There are times when you can’t see the deepest part of me. Please forgive what you perceive as indifference. It is in these moments that I’m most invested in you. You can’t see me, because I’ve entered a place where angels cease their singing when a son of the King comes to petition his father. I’m closing my eyes because I love you. I’m asking Him to close your eyes for a moment too, because the inside of things is beautiful.

What we perceive each day is not always seen clearly, for our eyes are only open as wide as our hearts. What is it in your life that increases your spiritual vision?
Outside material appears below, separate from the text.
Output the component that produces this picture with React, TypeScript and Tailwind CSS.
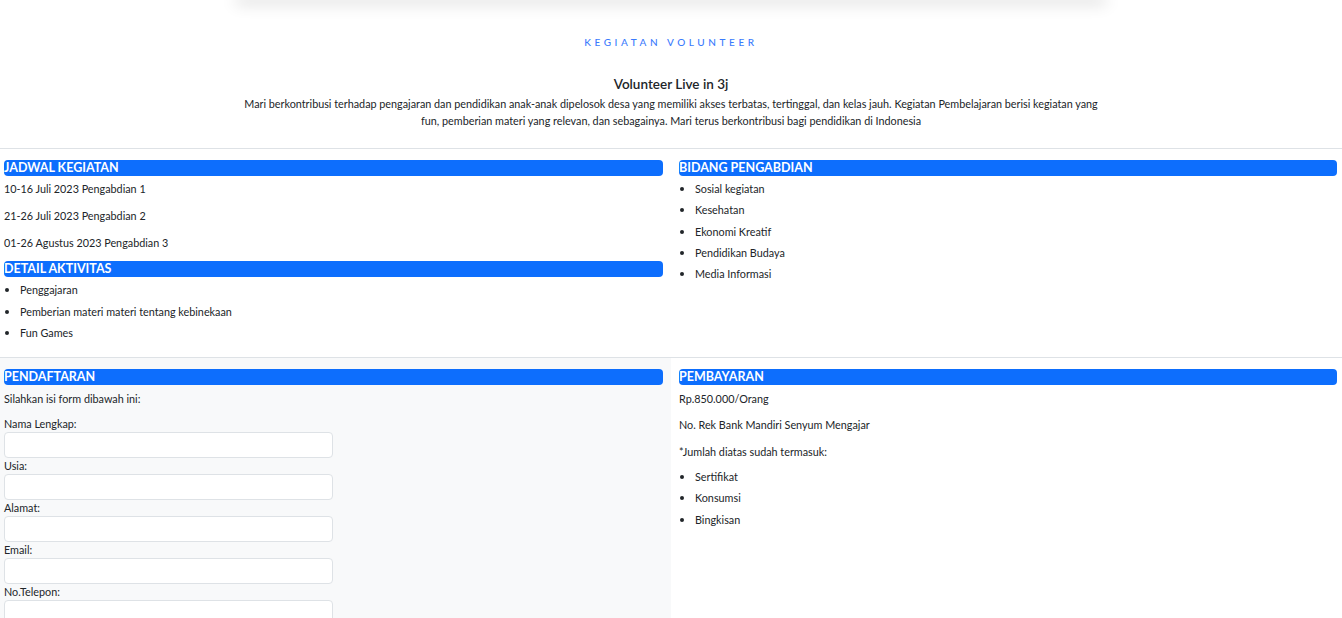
import React from 'react'

const jadwal = ["10-16 Juli 2023 Pengabdian 1", "21-26 Juli 2023 Pengabdian 2", "01-26 Agustus 2023 Pengabdian 3"];
const detail = ["Penggajaran", "Pemberian materi materi tentang kebinekaan", "Fun Games"];
const bidang = ["Sosial kegiatan", "Kesehatan", "Ekonomi Kreatif", "Pendidikan Budaya", "Media Informasi"];
const termasuk = ["Sertifikat", "Konsumsi", "Bingkisan"];
const fields = ["Nama Lengkap:", "Usia:", "Alamat:", "Email:", "No.Telepon:"];

function Bar({ title }: { title: string }) {
  return (
    <h3 className="bg-[#0d6efd] text-white font-bold text-[12.5px] leading-[16px] h-[16px] rounded-[4px] uppercase">{title}</h3>
  )
}

export default function App() {
  return (
    <div className="bg-white text-[#212529] font-['Lato','Liberation_Sans',sans-serif] text-[10.8px] min-h-[618px]">
      <div className="w-[870px] mx-auto h-[4px] -mt-[4px] bg-white shadow-[0_2px_16px_rgba(0,0,0,0.3)]"></div>

      <div className="text-center pt-[35px]">
        <p className="text-[#3a7bfd] text-[10px] leading-[14px] tracking-[0.36em] font-medium">KEGIATAN VOLUNTEER</p>
        <h2 className="mt-[26px] text-[13.5px] leading-[18px] font-semibold">Volunteer Live in 3j</h2>
        <p className="w-[866px] mx-auto mt-[2px] leading-[17px]">
          Mari berkontribusi terhadap pengajaran dan pendidikan anak-anak dipelosok desa yang memiliki akses terbatas, tertinggal, dan kelas jauh. Kegiatan Pembelajaran berisi kegiatan yang fun, pemberian materi yang relevan, dan sebagainya. Mari terus berkontribusi bagi pendidikan di Indonesia
        </p>
      </div>

      <hr className="mt-[19px] border-[#dee2e6]" />

      <div className="grid grid-cols-2">
        <div className="pl-1 pr-2 pt-[11px] pb-[13px]">
          <Bar title="Jadwal Kegiatan" />
          <div className="mt-[4px]">
            {jadwal.map((j) => (
              <p key={j} className="leading-[17px] mb-[10px]">{j}</p>
            ))}
          </div>
          <Bar title="Detail Aktivitas" />
          <ul className="list-disc pl-4 mt-[2px] marker:text-[13px]">
            {detail.map((d) => (
              <li key={d} className="leading-[21.5px]">{d}</li>
            ))}
          </ul>
        </div>
        <div className="pl-2 pr-[5px] pt-[11px]">
          <Bar title="Bidang Pengabdian" />
          <ul className="list-disc pl-4 mt-[2px] marker:text-[13px]">
            {bidang.map((b) => (
              <li key={b} className="leading-[21.3px]">{b}</li>
            ))}
          </ul>
        </div>
      </div>

      <hr className="border-[#dee2e6]" />

      <div className="grid grid-cols-2">
        <div className="bg-[#f8f9fa] pl-1 pr-2 pt-[11px] pb-4">
          <Bar title="Pendaftaran" />
          <p className="leading-[17px] mt-[5px] mb-[9px]">Silahkan isi form dibawah ini:</p>
          {fields.map((f) => (
            <div key={f}>
              <label className="block leading-[16px]">{f}</label>
              <input className="block w-[329px] h-[26px] bg-white border border-[#dee2e6] rounded-[4px]" />
            </div>
          ))}
        </div>
        <div className="pl-2 pr-[5px] pt-[11px]">
          <Bar title="Pembayaran" />
          <p className="leading-[17px] mt-[5px] mb-[9px]">Rp.850.000/Orang</p>
          <p className="leading-[17px] mb-[10px]">No. Rek Bank Mandiri Senyum Mengajar</p>
          <p className="leading-[17px] mb-[6px]">*Jumlah diatas sudah termasuk:</p>
          <ul className="list-disc pl-4 marker:text-[13px]">
            {termasuk.map((t) => (
              <li key={t} className="leading-[21.5px]">{t}</li>
            ))}
          </ul>
        </div>
      </div>
    </div>
  )
}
“…I do not cease to give thanks for you, remembering you in my prayers, that the God of our Lord Jesus Christ, the Father of glory, may give you the Spirit of wisdom and of revelation in the knowledge of him, having the eyes of your hearts enlightened, that you may know what is the hope to which he has called you, what are the riches of his glorious inheritance in the saints, and what is the immeasurable greatness of his power toward us who believe…” Ephesians 1:16-19a ESV

Healing Trees

There is a safe space provided by friends and family who understand the pain and heartache of life in general, and the Way of the Cross in particular. I wrote this poem in thanks to God, for the benevolence showered on me by their presence in my life.

If you have ever allowed me to share in your angst, this is for you. I love you. Thank you for your vulnerability. When you need it, may you find peace and rest under the Healing Trees.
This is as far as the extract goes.